Just finished my last final...stinkin final. I think I bombed it. Hope I smashed it. Done with my bracketology. I set it up. Twin A looked at it and laughed and redid it. He said, "pay attention mom, BYU big man is gone cause he had sex with his girlfriend, they not winning unless Jimmer is Jesus"...ummm okay, you do it then son. So he did. I stilled titled it "Girls Know Basketball"...I'mma win too.
On to my write:
Supposedly, I am a writer.
At least, that’s what I’ve been telling myself. I’M A WRITER!”
The title of “writer” is one that haunts me more than I embrace it. When I tell people (myself included) that I’m a writer, I usually mean it by calling, not by profession. CEO of Ward Tribe International. Even as I pursue this degree, I wonder if being a full-blown professional writer would ever be my future. Not because I doubt my abilities, but because I rather enjoy the balance that comes with a structured job and writing as a hobby.

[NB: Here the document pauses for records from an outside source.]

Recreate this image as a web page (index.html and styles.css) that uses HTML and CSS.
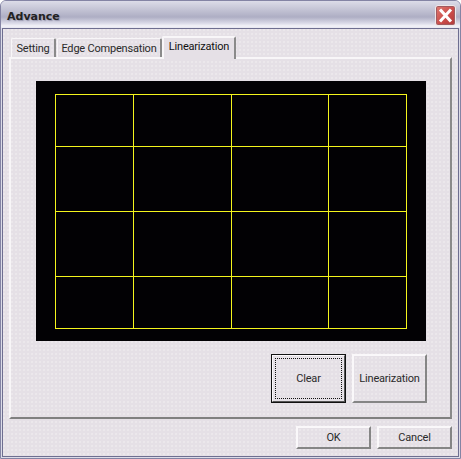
FILE: index.html
```html
<!DOCTYPE html>
<html lang="en">
<head>
<meta charset="utf-8">
<title>Advance</title>
<link rel="stylesheet" href="styles.css">
</head>
<body>
<div class="window">
  <header class="titlebar">
    <span class="title">Advance</span>
    <span class="close">
      <svg width="21" height="21" viewBox="0 0 21 21" aria-hidden="true">
        <path d="M6 5.5 L15 15.5 M15 5.5 L6 15.5" stroke="#fff" stroke-width="3" stroke-linecap="square" fill="none"/>
      </svg>
    </span>
  </header>
  <div class="client">
    <nav class="tabs">
      <span class="tab tab-setting">Setting</span>
      <span class="tab tab-edge">Edge Compensation</span>
      <span class="tab tab-active">Linearization</span>
    </nav>
    <section class="panel">
      <svg class="plot" width="390" height="260" viewBox="0 0 390 260" aria-hidden="true">
        <rect width="390" height="260" fill="#020104"/>
        <g stroke="#f4f41c" stroke-width="1" fill="none">
          <rect x="19.5" y="13.5" width="351" height="234"/>
          <path d="M97.5 13.5V247.5M195.5 13.5V247.5M292.5 13.5V247.5M19.5 65.5H370.5M19.5 130.5H370.5M19.5 195.5H370.5"/>
        </g>
      </svg>
      <div class="panel-actions">
        <button class="btn btn-large btn-default" type="button"><span class="focus">Clear</span></button>
        <button class="btn btn-large" type="button">Linearization</button>
      </div>
    </section>
    <footer class="footer">
      <button class="btn btn-small" type="button">OK</button>
      <button class="btn btn-small" type="button">Cancel</button>
    </footer>
  </div>
</div>
</body>
</html>
```

FILE: styles.css
```css
* {
  box-sizing: border-box;
}

html,
body {
  margin: 0;
  width: 461px;
  height: 459px;
  overflow: hidden;
  background: #fff;
}

body {
  font-family: Roboto, "Liberation Sans", Arial, sans-serif;
  font-size: 11px;
  letter-spacing: -0.2px;
  color: #2a2a2a;
}

.window {
  width: 461px;
  height: 459px;
  display: flex;
  flex-direction: column;
  border: 1px solid #8484a4;
  border-radius: 6px 6px 0 0;
  background: #dcdce8;
  overflow: hidden;
}

.titlebar {
  height: 27px;
  flex: none;
  display: flex;
  align-items: flex-start;
  justify-content: space-between;
  padding: 4px 4px 0 6px;
  background: linear-gradient(#dcdce8 0, #c8c8d8 7px, #aeaec4 16px, #d8d8e6 22px, #f2f2f8 25px, #e6e6f0 27px);
}

.title {
  margin-top: 5px;
  font-family: "DejaVu Sans", sans-serif;
  font-weight: bold;
  font-size: 11px;
  line-height: 13px;
  letter-spacing: 0;
  color: #222;
  text-shadow: 1px 1px 1px #9a9ab0;
}

.close {
  width: 21px;
  height: 21px;
  display: block;
  border: 1px solid #f0e8e8;
  border-radius: 3px;
  background: linear-gradient(135deg, #e07a70, #c84a48 60%, #b03a3a);
  box-shadow: 0 0 0 1px #a05a60 inset;
}

.close svg {
  display: block;
  margin: -1px;
}

.client {
  flex: 1;
  display: flex;
  flex-direction: column;
  margin: 0 1px 1px 1px;
  padding: 7px 6px 0 6px;
  border: 1px solid #6e6e90;
  background-color: #e5e0e6;
  background-image: radial-gradient(circle at 1px 1px, #ece8ec 0.7px, transparent 1px);
  background-size: 4px 4px;
}

.tabs {
  height: 21px;
  flex: none;
  display: flex;
  align-items: flex-end;
  padding-left: 2px;
  gap: 1px;
}

.tab {
  height: 19px;
  display: flex;
  align-items: center;
  justify-content: center;
  border-top: 1px solid #f8f6f8;
  border-left: 1px solid #f8f6f8;
  border-right: 2px solid #8a8a8a;
  border-radius: 2px 2px 0 0;
  white-space: nowrap;
}

.tab-setting {
  width: 45px;
}

.tab-edge {
  width: 105px;
}

.tab-active {
  width: 74px;
  height: 23px;
  margin-left: -1px;
  margin-bottom: -2px;
  padding-bottom: 5px;
  border-top-width: 2px;
  border-left-width: 2px;
  position: relative;
  z-index: 1;
  color: #111;
  background-color: #e5e0e6;
}

.panel {
  width: 443px;
  height: 362px;
  flex: none;
  display: flex;
  flex-direction: column;
  align-items: flex-start;
  padding: 22px 0 0 25px;
  border-top: 2px solid #f8f6f8;
  border-left: 2px solid #f8f6f8;
  border-right: 2px solid #8a8a8a;
  border-bottom: 2px solid #808080;
}

.plot {
  display: block;
  flex: none;
}

.panel-actions {
  display: flex;
  gap: 6px;
  margin: 13px 0 0 235px;
}

.btn {
  padding: 0;
  font: inherit;
  letter-spacing: inherit;
  color: #2a2a2a;
  background: transparent;
  border-top: 2px solid #faf8fa;
  border-left: 2px solid #faf8fa;
  border-right: 2px solid #858585;
  border-bottom: 2px solid #858585;
  border-radius: 0;
}

.btn-large {
  width: 75px;
  height: 49px;
}

.btn-small {
  width: 75px;
  height: 23px;
}

.btn-default {
  outline: 1px solid #111;
  outline-offset: -1px;
  border-right-color: #555;
  border-bottom-color: #555;
  padding: 2px;
}

.focus {
  display: flex;
  align-items: center;
  justify-content: center;
  height: 100%;
  border: 1px dotted #111;
}

.footer {
  display: flex;
  justify-content: flex-end;
  gap: 6px;
  margin-top: 7px;
}
```
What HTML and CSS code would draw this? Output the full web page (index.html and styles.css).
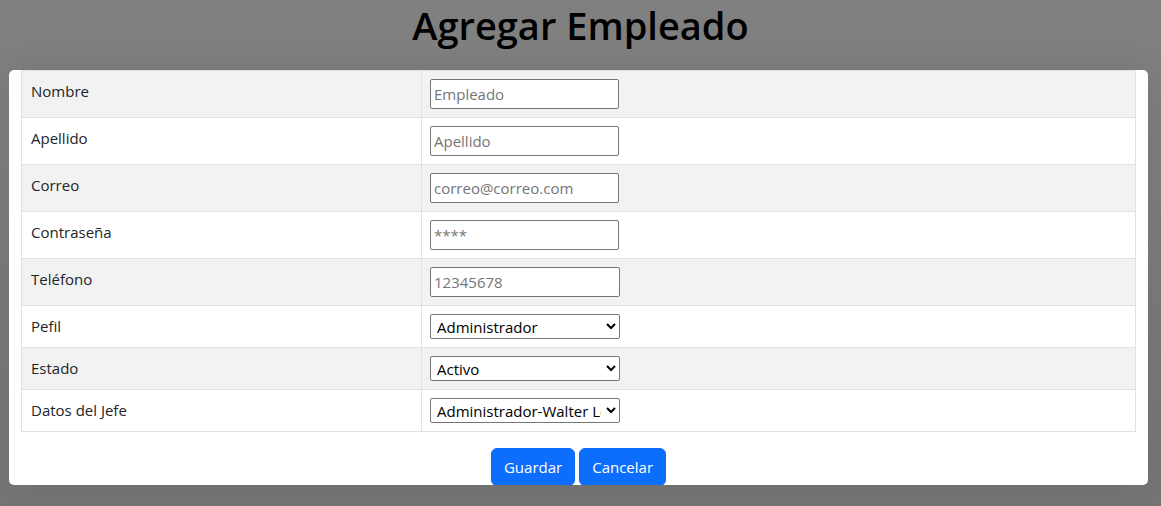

I talk about writing a lot. I can’t say I’ve actively studied the craft since tenth grade creative writing class. I fall into and out of the habit of daily writing practice. The truth is, I don’t write to become a better writer. I write to purge and make sense of my scrambled thoughts and intense emotions. It is through my fingers that I find logic and peace.
So here I stand, in the middle of scholarship applications, realizing that I’ve got a lot to learn. I’ve started reading creative writing blogs and I’m floored by the amazing things some of the wordsmiths do with language. The pages of my “words” notebook (You know, the one that all writers should use to record and remember new words they come across) fill up weekly and are a wake up call to how limited my writing vernacular can be. Now, I’m more of leisurely reader, skimming works for emotional impact. I’m a student of the written word it intrigues me in the most unusual way.
Sure I’ve been spilling words onto the internet for world wide consumption few years. When my emotional cup runneth over, I can empty here almost effortlessly. The process of taking my catharses, editing them and rewriting them for purposes of review, however, is new to me. As I pass along writing samples from this blog to be critiqued by trusted writer pals, I’m confronted with the thoughts: What will they say? What if I can’t digest their remarks? Am I even any good at this thing at all? I’m humbled, terrified and intrigued all at once.
Is this how it feels to take those first wobbly steps toward the future?